→ WHAT YOU SHOULD DO
Take from the listing each line that has the string "React".

→ INPUT
-- -- --

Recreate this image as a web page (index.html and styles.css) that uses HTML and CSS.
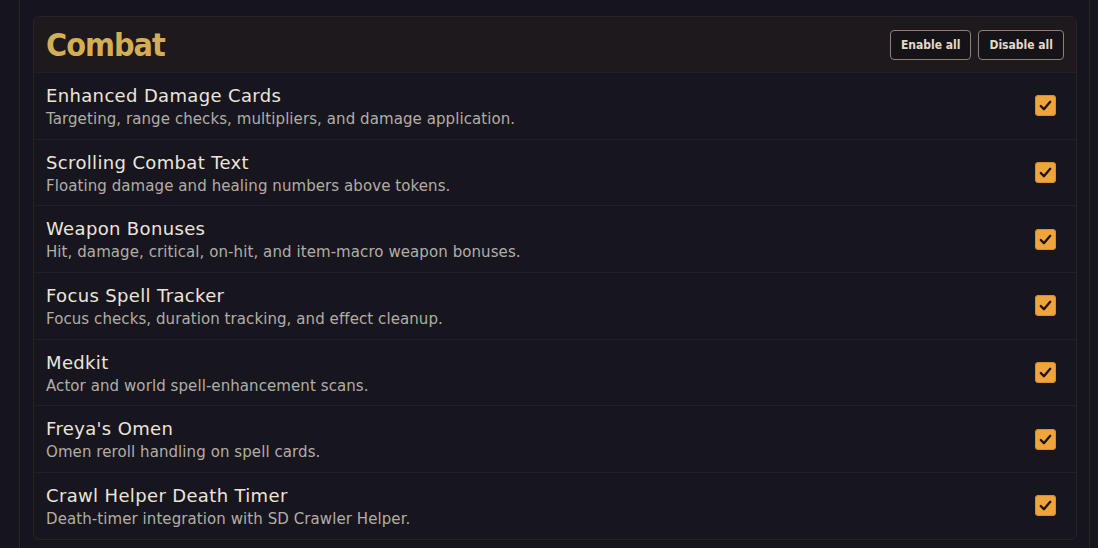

-- -- --

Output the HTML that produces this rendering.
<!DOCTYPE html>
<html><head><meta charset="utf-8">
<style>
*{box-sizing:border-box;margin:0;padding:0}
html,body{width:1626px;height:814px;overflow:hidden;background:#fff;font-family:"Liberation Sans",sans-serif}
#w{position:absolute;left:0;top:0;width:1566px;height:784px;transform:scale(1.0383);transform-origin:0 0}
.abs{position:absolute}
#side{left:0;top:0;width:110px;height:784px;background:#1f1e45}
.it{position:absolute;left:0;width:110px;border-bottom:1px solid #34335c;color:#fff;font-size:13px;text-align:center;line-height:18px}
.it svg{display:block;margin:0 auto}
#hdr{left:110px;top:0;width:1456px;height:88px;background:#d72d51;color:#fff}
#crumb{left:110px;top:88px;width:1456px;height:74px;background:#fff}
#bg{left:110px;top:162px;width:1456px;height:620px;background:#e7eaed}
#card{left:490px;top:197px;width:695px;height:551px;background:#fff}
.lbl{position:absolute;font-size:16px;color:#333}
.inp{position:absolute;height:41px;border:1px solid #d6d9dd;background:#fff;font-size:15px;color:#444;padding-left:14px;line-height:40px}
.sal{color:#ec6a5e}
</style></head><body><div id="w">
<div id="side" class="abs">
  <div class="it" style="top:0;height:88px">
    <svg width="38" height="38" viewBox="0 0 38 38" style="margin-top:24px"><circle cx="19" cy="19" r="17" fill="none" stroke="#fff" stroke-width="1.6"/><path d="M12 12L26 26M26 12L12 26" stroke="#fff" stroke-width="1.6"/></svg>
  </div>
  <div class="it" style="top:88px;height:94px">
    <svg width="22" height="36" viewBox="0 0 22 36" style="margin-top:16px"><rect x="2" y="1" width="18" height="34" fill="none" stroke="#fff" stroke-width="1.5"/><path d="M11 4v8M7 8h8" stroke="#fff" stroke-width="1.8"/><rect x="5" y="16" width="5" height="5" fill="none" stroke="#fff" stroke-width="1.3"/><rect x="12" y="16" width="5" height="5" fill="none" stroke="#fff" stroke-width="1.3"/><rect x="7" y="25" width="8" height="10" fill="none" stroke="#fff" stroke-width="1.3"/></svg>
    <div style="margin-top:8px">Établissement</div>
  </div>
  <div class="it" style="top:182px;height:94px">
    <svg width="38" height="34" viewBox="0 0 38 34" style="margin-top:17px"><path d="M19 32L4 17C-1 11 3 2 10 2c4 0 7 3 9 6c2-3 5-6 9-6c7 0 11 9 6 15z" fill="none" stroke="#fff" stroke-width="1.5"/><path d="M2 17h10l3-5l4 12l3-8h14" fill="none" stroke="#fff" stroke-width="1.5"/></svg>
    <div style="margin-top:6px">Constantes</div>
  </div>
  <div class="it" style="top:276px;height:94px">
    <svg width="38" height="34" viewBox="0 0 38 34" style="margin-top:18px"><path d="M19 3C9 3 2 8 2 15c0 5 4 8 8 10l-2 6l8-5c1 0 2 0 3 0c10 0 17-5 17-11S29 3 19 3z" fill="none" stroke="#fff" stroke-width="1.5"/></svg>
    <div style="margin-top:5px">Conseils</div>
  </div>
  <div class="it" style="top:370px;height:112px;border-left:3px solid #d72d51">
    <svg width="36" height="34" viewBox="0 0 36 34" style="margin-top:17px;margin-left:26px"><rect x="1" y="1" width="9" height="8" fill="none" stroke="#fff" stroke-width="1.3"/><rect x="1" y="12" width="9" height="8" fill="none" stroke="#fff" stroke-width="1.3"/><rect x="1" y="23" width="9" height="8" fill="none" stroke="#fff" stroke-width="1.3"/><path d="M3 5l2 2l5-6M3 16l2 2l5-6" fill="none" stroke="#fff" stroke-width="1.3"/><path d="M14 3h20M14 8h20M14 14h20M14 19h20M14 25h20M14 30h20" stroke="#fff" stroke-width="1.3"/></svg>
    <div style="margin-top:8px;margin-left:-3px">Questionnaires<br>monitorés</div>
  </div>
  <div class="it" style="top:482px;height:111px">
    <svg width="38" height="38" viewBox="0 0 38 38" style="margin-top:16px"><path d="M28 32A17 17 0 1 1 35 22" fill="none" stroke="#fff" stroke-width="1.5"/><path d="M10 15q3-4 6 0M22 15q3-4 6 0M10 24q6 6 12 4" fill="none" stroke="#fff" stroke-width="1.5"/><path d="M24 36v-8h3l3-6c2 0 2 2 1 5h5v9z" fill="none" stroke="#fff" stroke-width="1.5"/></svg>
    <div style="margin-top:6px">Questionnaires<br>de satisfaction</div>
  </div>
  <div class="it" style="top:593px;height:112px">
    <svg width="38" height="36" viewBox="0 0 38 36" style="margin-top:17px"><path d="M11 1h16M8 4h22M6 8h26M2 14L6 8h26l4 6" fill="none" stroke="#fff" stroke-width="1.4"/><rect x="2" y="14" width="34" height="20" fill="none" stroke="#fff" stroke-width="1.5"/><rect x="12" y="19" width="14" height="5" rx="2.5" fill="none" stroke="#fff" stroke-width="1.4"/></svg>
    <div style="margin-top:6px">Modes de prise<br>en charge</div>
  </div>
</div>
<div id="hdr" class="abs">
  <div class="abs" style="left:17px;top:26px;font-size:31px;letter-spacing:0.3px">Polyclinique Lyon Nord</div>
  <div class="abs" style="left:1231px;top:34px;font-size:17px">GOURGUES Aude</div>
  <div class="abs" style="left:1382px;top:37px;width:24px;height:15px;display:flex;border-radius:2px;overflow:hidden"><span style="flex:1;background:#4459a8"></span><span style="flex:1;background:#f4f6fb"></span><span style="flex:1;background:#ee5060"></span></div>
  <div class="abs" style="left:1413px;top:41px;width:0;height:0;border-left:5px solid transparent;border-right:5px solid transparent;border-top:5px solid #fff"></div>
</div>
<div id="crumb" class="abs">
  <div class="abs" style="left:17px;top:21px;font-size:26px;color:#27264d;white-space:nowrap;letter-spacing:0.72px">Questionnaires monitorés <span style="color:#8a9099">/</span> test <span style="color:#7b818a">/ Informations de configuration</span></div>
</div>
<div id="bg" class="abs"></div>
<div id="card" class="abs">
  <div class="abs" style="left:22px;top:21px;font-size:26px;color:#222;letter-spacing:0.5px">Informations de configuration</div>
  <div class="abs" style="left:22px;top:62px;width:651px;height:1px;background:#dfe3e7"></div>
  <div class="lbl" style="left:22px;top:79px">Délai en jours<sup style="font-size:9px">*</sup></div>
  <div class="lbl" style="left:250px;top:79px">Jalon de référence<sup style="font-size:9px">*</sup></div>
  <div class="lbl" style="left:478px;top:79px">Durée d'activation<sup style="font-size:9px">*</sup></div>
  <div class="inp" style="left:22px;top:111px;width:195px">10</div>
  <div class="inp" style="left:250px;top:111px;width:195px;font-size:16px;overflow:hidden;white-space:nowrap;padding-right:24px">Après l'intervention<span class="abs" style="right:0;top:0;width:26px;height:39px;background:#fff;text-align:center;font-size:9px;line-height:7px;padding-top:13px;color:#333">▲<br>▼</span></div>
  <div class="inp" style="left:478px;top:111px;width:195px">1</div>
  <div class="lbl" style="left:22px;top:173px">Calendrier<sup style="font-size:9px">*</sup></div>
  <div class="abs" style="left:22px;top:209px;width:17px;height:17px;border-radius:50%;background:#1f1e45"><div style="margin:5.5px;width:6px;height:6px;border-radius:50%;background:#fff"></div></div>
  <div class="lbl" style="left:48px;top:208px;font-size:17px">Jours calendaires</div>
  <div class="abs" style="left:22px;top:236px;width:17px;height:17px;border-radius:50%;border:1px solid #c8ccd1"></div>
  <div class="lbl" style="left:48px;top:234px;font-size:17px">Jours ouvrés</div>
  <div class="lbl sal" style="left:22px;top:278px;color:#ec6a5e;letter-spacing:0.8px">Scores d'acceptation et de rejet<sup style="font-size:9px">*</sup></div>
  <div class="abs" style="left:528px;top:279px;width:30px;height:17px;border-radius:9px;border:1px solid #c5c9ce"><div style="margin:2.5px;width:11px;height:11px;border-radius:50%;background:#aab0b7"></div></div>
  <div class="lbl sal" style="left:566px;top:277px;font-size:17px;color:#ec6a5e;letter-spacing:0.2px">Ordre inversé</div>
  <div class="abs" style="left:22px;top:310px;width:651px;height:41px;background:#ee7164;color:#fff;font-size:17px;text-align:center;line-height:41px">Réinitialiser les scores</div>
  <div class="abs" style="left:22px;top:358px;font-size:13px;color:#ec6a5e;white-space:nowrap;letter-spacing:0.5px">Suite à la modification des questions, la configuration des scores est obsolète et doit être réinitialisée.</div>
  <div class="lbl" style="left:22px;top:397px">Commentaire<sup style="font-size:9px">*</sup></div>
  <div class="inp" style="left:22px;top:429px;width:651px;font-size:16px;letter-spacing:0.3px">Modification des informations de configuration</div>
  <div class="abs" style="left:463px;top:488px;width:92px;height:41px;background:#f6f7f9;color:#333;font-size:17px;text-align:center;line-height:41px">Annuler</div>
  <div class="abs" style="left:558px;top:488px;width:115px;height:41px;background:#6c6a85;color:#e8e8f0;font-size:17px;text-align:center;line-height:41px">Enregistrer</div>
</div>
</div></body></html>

-- -- --

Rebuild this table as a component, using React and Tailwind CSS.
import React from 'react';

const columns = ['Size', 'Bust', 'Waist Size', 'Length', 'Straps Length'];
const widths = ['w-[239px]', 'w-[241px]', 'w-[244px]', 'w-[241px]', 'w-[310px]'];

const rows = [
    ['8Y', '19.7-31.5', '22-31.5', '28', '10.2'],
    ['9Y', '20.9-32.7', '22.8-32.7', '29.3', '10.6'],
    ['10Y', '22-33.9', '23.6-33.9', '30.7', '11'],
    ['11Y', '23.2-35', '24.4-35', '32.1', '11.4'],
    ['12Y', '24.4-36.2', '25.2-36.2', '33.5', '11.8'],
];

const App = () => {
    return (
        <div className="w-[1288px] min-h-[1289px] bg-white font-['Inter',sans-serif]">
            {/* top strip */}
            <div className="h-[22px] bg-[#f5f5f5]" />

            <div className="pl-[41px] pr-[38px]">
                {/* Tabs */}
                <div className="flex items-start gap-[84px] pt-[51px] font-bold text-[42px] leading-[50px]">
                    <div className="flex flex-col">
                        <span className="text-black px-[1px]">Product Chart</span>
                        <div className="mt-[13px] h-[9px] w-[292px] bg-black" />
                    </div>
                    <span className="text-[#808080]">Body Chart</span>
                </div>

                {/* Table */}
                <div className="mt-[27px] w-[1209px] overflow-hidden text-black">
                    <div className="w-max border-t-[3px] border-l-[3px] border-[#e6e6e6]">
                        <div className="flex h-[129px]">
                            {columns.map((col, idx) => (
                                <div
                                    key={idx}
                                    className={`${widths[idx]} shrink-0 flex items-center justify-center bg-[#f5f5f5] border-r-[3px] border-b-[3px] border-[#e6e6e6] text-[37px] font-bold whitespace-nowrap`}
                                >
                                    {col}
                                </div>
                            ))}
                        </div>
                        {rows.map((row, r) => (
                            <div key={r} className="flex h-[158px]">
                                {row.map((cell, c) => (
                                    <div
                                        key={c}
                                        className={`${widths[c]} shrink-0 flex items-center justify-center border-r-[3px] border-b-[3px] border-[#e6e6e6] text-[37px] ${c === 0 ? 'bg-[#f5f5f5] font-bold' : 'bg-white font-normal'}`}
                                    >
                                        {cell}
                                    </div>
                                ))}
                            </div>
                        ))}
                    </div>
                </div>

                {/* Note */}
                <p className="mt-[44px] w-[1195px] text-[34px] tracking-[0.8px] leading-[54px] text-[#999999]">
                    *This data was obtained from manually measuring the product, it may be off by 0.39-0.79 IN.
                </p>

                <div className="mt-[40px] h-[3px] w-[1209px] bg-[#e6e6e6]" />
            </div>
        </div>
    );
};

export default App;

-- -- --

→ RESPONSE FOR THIS EXERCISE
Rebuild this table as a component, using React and Tailwind CSS.
import React from 'react';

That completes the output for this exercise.